The request
Copy each line of the material below that includes the string "index".

════════════════

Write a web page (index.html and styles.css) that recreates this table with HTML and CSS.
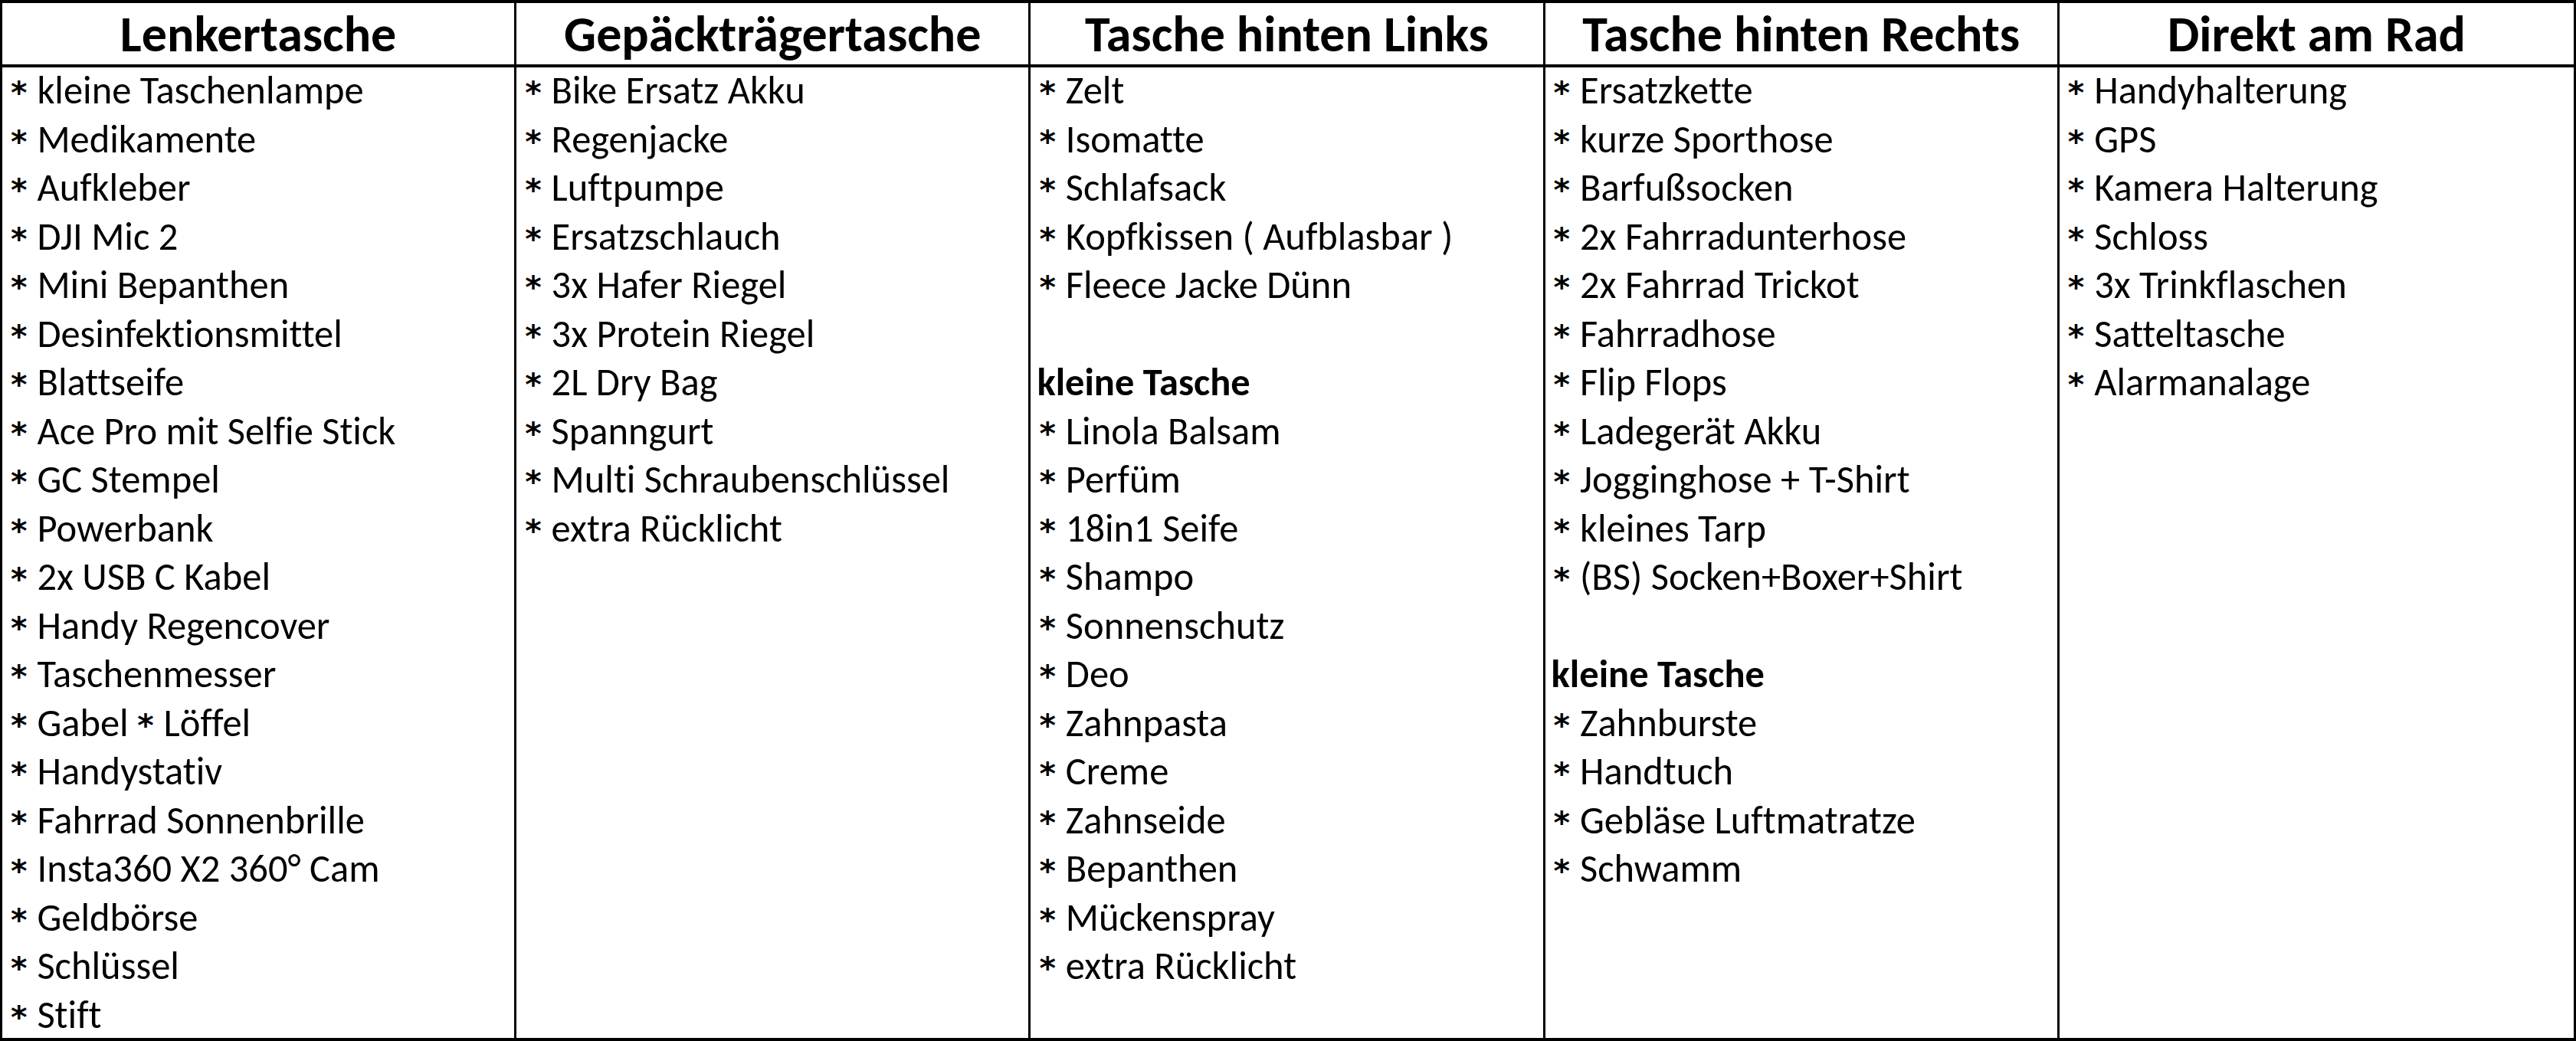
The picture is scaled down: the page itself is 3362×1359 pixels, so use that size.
FILE: index.html
```html
<!DOCTYPE html>
<html lang="de">
<head>
<meta charset="utf-8">
<title>Packliste</title>
<link rel="stylesheet" href="styles.css">
</head>
<body>
<div class="sheet">
  <section class="col">
    <h2 class="head">Lenkertasche</h2>
    <ul class="list">
      <li><span class="mark">*</span> kleine Taschenlampe</li>
      <li><span class="mark">*</span> Medikamente</li>
      <li><span class="mark">*</span> Aufkleber</li>
      <li><span class="mark">*</span> DJI Mic 2</li>
      <li><span class="mark">*</span> Mini Bepanthen</li>
      <li><span class="mark">*</span> Desinfektionsmittel</li>
      <li><span class="mark">*</span> Blattseife</li>
      <li><span class="mark">*</span> Ace Pro mit Selfie Stick</li>
      <li><span class="mark">*</span> GC Stempel</li>
      <li><span class="mark">*</span> Powerbank</li>
      <li><span class="mark">*</span> 2x USB C Kabel</li>
      <li><span class="mark">*</span> Handy Regencover</li>
      <li><span class="mark">*</span> Taschenmesser</li>
      <li><span class="mark">*</span> Gabel <span class="mark">*</span> Löffel</li>
      <li><span class="mark">*</span> Handystativ</li>
      <li><span class="mark">*</span> Fahrrad Sonnenbrille</li>
      <li><span class="mark">*</span> Insta360 X2 360° Cam</li>
      <li><span class="mark">*</span> Geldbörse</li>
      <li><span class="mark">*</span> Schlüssel</li>
      <li><span class="mark">*</span> Stift</li>
    </ul>
  </section>
  <section class="col">
    <h2 class="head">Gepäckträgertasche</h2>
    <ul class="list">
      <li><span class="mark">*</span> Bike Ersatz Akku</li>
      <li><span class="mark">*</span> Regenjacke</li>
      <li><span class="mark">*</span> Luftpumpe</li>
      <li><span class="mark">*</span> Ersatzschlauch</li>
      <li><span class="mark">*</span> 3x Hafer Riegel</li>
      <li><span class="mark">*</span> 3x Protein Riegel</li>
      <li><span class="mark">*</span> 2L Dry Bag</li>
      <li><span class="mark">*</span> Spanngurt</li>
      <li><span class="mark">*</span> Multi Schraubenschlüssel</li>
      <li><span class="mark">*</span> extra Rücklicht</li>
    </ul>
  </section>
  <section class="col">
    <h2 class="head">Tasche hinten Links</h2>
    <ul class="list">
      <li><span class="mark">*</span> Zelt</li>
      <li><span class="mark">*</span> Isomatte</li>
      <li><span class="mark">*</span> Schlafsack</li>
      <li><span class="mark">*</span> Kopfkissen ( Aufblasbar )</li>
      <li><span class="mark">*</span> Fleece Jacke Dünn</li>
      <li class="blank"></li>
      <li class="sub">kleine Tasche</li>
      <li><span class="mark">*</span> Linola Balsam</li>
      <li><span class="mark">*</span> Perfüm</li>
      <li><span class="mark">*</span> 18in1 Seife</li>
      <li><span class="mark">*</span> Shampo</li>
      <li><span class="mark">*</span> Sonnenschutz</li>
      <li><span class="mark">*</span> Deo</li>
      <li><span class="mark">*</span> Zahnpasta</li>
      <li><span class="mark">*</span> Creme</li>
      <li><span class="mark">*</span> Zahnseide</li>
      <li><span class="mark">*</span> Bepanthen</li>
      <li><span class="mark">*</span> Mückenspray</li>
      <li><span class="mark">*</span> extra Rücklicht</li>
    </ul>
  </section>
  <section class="col">
    <h2 class="head">Tasche hinten Rechts</h2>
    <ul class="list">
      <li><span class="mark">*</span> Ersatzkette</li>
      <li><span class="mark">*</span> kurze Sporthose</li>
      <li><span class="mark">*</span> Barfußsocken</li>
      <li><span class="mark">*</span> 2x Fahrradunterhose</li>
      <li><span class="mark">*</span> 2x Fahrrad Trickot</li>
      <li><span class="mark">*</span> Fahrradhose</li>
      <li><span class="mark">*</span> Flip Flops</li>
      <li><span class="mark">*</span> Ladegerät Akku</li>
      <li><span class="mark">*</span> Jogginghose + T-Shirt</li>
      <li><span class="mark">*</span> kleines Tarp</li>
      <li><span class="mark">*</span> (BS) Socken+Boxer+Shirt</li>
      <li class="blank"></li>
      <li class="sub">kleine Tasche</li>
      <li><span class="mark">*</span> Zahnburste</li>
      <li><span class="mark">*</span> Handtuch</li>
      <li><span class="mark">*</span> Gebläse Luftmatratze</li>
      <li><span class="mark">*</span> Schwamm</li>
    </ul>
  </section>
  <section class="col">
    <h2 class="head">Direkt am Rad</h2>
    <ul class="list">
      <li><span class="mark">*</span> Handyhalterung</li>
      <li><span class="mark">*</span> GPS</li>
      <li><span class="mark">*</span> Kamera Halterung</li>
      <li><span class="mark">*</span> Schloss</li>
      <li><span class="mark">*</span> 3x Trinkflaschen</li>
      <li><span class="mark">*</span> Satteltasche</li>
      <li><span class="mark">*</span> Alarmanalage</li>
    </ul>
  </section>
</div>
</body>
</html>
```

FILE: styles.css
```css
html, body {
  margin: 0;
  padding: 0;
  background: #fff;
}

body {
  font-family: "Carlito", "Lato", "Liberation Sans", sans-serif;
  color: #000;
}

.sheet {
  box-sizing: border-box;
  width: 3362px;
  height: 1359px;
  border-top: 4px solid #000;
  border-bottom: 4px solid #000;
  border-left: 3px solid #000;
  border-right: 3px solid #000;
  display: grid;
  grid-template-columns: repeat(5, 1fr);
  overflow: hidden;
}

.col {
  display: flex;
  flex-direction: column;
  border-right: 3px solid #000;
  min-width: 0;
  overflow: hidden;
}

.col:last-child {
  border-right: none;
}

.head {
  margin: 0;
  height: 80px;
  flex: none;
  border-bottom: 4px solid #000;
  display: flex;
  align-items: center;
  justify-content: center;
  font-size: 66px;
  font-weight: 700;
  white-space: nowrap;
  font-variant-ligatures: none;
}

.list {
  list-style: none;
  margin: 0;
  padding: 0 0 0 11px;
  flex: 1;
}

.list li {
  height: 63.5px;
  line-height: 60px;
  font-size: 50.5px;
  white-space: nowrap;
  font-variant-ligatures: none;
}

.list .sub {
  font-weight: 700;
  margin-left: -3px;
}

.mark {
  display: inline-block;
  width: 23px;
  font-family: "DejaVu Sans", sans-serif;
  font-weight: 700;
  font-size: 41px;
  line-height: 1;
}
```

════════════════

Response for this exercise
Write a web page (index.html and styles.css) that recreates this table with HTML and CSS.
FILE: index.html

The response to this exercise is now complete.